## REQUEST
Retype the whole listing verbatim and keep the pictures out of it.

##### DATA SEGMENT

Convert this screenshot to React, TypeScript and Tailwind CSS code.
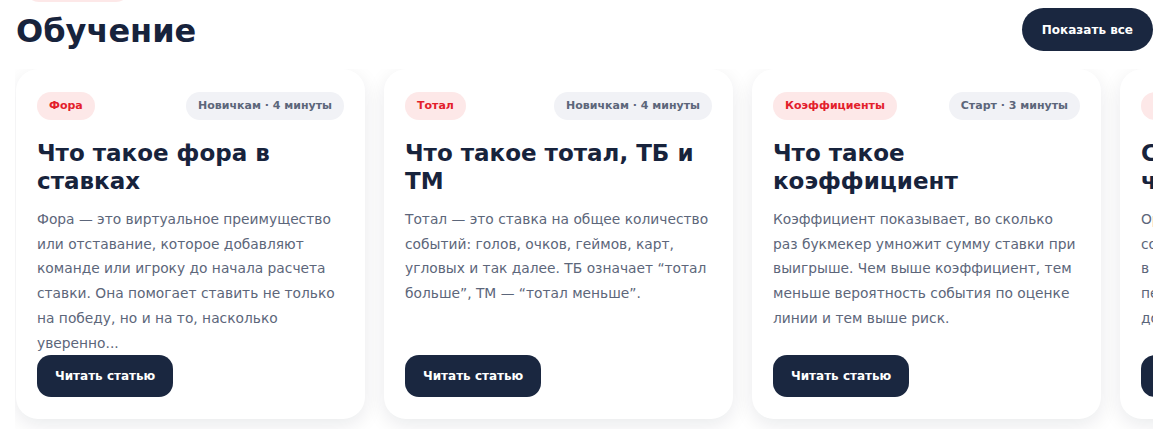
const FONT = '"DejaVu Sans", Verdana, sans-serif'

type Article = {
  tag: string
  meta: string
  title: string
  text: string
}

const ARTICLES: Article[] = [
  {
    tag: 'Фора',
    meta: 'Новичкам · 4 минуты',
    title: 'Что такое фора в ставках',
    text: 'Фора — это виртуальное преимущество или отставание, которое добавляют команде или игроку до начала расчета ставки. Она помогает ставить не только на победу, но и на то, насколько уверенно...',
  },
  {
    tag: 'Тотал',
    meta: 'Новичкам · 4 минуты',
    title: 'Что такое тотал, ТБ и ТМ',
    text: 'Тотал — это ставка на общее количество событий: голов, очков, геймов, карт, угловых и так далее. ТБ означает “тотал больше”, ТМ — “тотал меньше”.',
  },
  {
    tag: 'Коэффициенты',
    meta: 'Старт · 3 минуты',
    title: 'Что такое коэффициент',
    text: 'Коэффициент показывает, во сколько раз букмекер умножит сумму ставки при выигрыше. Чем выше коэффициент, тем меньше вероятность события по оценке линии и тем выше риск.',
  },
  {
    tag: 'Типы ставок',
    meta: 'Новичкам · 5 минут',
    title: 'Ставки экспресс: частые ошибки',
    text: 'Ординар — ставка на одно событие. Его сочетание с несколькими исходами в\u00a0одном купоне называют экспрессом, перебор экспрессов — системой, доступной опытным игрокам.',
  },
]

function ArticleCard({ article }: { article: Article }) {
  return (
    <div className="flex h-[350px] w-[349px] shrink-0 flex-col rounded-[22px] bg-white px-[21px] pt-[23px] pb-[22px] shadow-[0_6px_20px_rgba(15,23,42,0.09)]">
      <div className="flex items-center justify-between">
        <span className="flex h-7 items-center rounded-full bg-[#fde8e8] px-3 text-[11px] font-bold text-[#e3202b]">
          {article.tag}
        </span>
        <span className="flex h-7 items-center rounded-full bg-[#f1f2f6] px-3 text-[11px] font-bold text-[#5c667a]">
          {article.meta}
        </span>
      </div>
      <h3 className="mt-[19px] text-[23px] leading-[28px] font-bold text-[#17233c]">
        {article.title}
      </h3>
      <p className="mt-3 pr-[2px] text-[13.8px] leading-[24.7px] text-[#5c667a]">
        {article.text}
      </p>
      <button className="mt-auto h-[42px] w-fit shrink-0 rounded-[14px] bg-[#1a2740] px-[18px] text-[12px] font-bold text-white">
        Читать статью
      </button>
    </div>
  )
}

export default function App() {
  return (
    <main
      className="h-[429px] overflow-hidden bg-white px-[15px]"
      style={{ fontFamily: FONT }}
    >
      <div className="-mt-[26px] ml-[10px] h-7 w-[105px] rounded-full bg-[#fde8e8]" />
      <header className="flex items-center justify-between pt-[5px] pl-px">
        <h2 className="pt-[3px] text-[32px] leading-[42px] font-bold text-[#17233c]">
          Обучение
        </h2>
        <button className="h-[43px] rounded-full bg-[#1a2740] px-5 text-[12px] font-bold text-white">
          Показать все
        </button>
      </header>
      <div className="mt-[17px] flex gap-[19px] overflow-hidden pl-px pb-4">
        {ARTICLES.map((a) => (
          <ArticleCard key={a.title} article={a} />
        ))}
      </div>
    </main>
  )
}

##########

## EXERCISE OUTPUT
Convert this screenshot to React, TypeScript and Tailwind CSS code.
const FONT = '"DejaVu Sans", Verdana, sans-serif'

type Article = {
  tag: string
  meta: string
  title: string
  text: string
}

const ARTICLES: Article[] = [
  {
    tag: 'Фора',
    meta: 'Новичкам · 4 минуты',
    title: 'Что такое фора в ставках',
    text: 'Фора — это виртуальное преимущество или отставание, которое добавляют команде или игроку до начала расчета ставки. Она помогает ставить не только на победу, но и на то, насколько уверенно...',
  },
  {
    tag: 'Тотал',
    meta: 'Новичкам · 4 минуты',
    title: 'Что такое тотал, ТБ и ТМ',
    text: 'Тотал — это ставка на общее количество событий: голов, очков, геймов, карт, угловых и так далее. ТБ означает “тотал больше”, ТМ — “тотал меньше”.',
  },
  {
    tag: 'Коэффициенты',
    meta: 'Старт · 3 минуты',
    title: 'Что такое коэффициент',
    text: 'Коэффициент показывает, во сколько раз букмекер умножит сумму ставки при выигрыше. Чем выше коэффициент, тем меньше вероятность события по оценке линии и тем выше риск.',
  },
  {
    tag: 'Типы ставок',
    meta: 'Новичкам · 5 минут',
    title: 'Ставки экспресс: частые ошибки',
    text: 'Ординар — ставка на одно событие. Его сочетание с несколькими исходами в\u00a0одном купоне называют экспрессом, перебор экспрессов — системой, доступной опытным игрокам.',
  },
]

function ArticleCard({ article }: { article: Article }) {
  return (
    <div className="flex h-[350px] w-[349px] shrink-0 flex-col rounded-[22px] bg-white px-[21px] pt-[23px] pb-[22px] shadow-[0_6px_20px_rgba(15,23,42,0.09)]">
      <div className="flex items-center justify-between">
        <span className="flex h-7 items-center rounded-full bg-[#fde8e8] px-3 text-[11px] font-bold text-[#e3202b]">
          {article.tag}
        </span>
        <span className="flex h-7 items-center rounded-full bg-[#f1f2f6] px-3 text-[11px] font-bold text-[#5c667a]">
          {article.meta}
        </span>
      </div>
      <h3 className="mt-[19px] text-[23px] leading-[28px] font-bold text-[#17233c]">
        {article.title}
      </h3>
      <p className="mt-3 pr-[2px] text-[13.8px] leading-[24.7px] text-[#5c667a]">
        {article.text}
      </p>
      <button className="mt-auto h-[42px] w-fit shrink-0 rounded-[14px] bg-[#1a2740] px-[18px] text-[12px] font-bold text-white">
        Читать статью
      </button>
    </div>
  )
}

export default function App() {
  return (
    <main
      className="h-[429px] overflow-hidden bg-white px-[15px]"
      style={{ fontFamily: FONT }}
    >
      <div className="-mt-[26px] ml-[10px] h-7 w-[105px] rounded-full bg-[#fde8e8]" />
      <header className="flex items-center justify-between pt-[5px] pl-px">
        <h2 className="pt-[3px] text-[32px] leading-[42px] font-bold text-[#17233c]">
          Обучение
        </h2>
        <button className="h-[43px] rounded-full bg-[#1a2740] px-5 text-[12px] font-bold text-white">
          Показать все
        </button>
      </header>
      <div className="mt-[17px] flex gap-[19px] overflow-hidden pl-px pb-4">
        {ARTICLES.map((a) => (
          <ArticleCard key={a.title} article={a} />
        ))}
      </div>
    </main>
  )
}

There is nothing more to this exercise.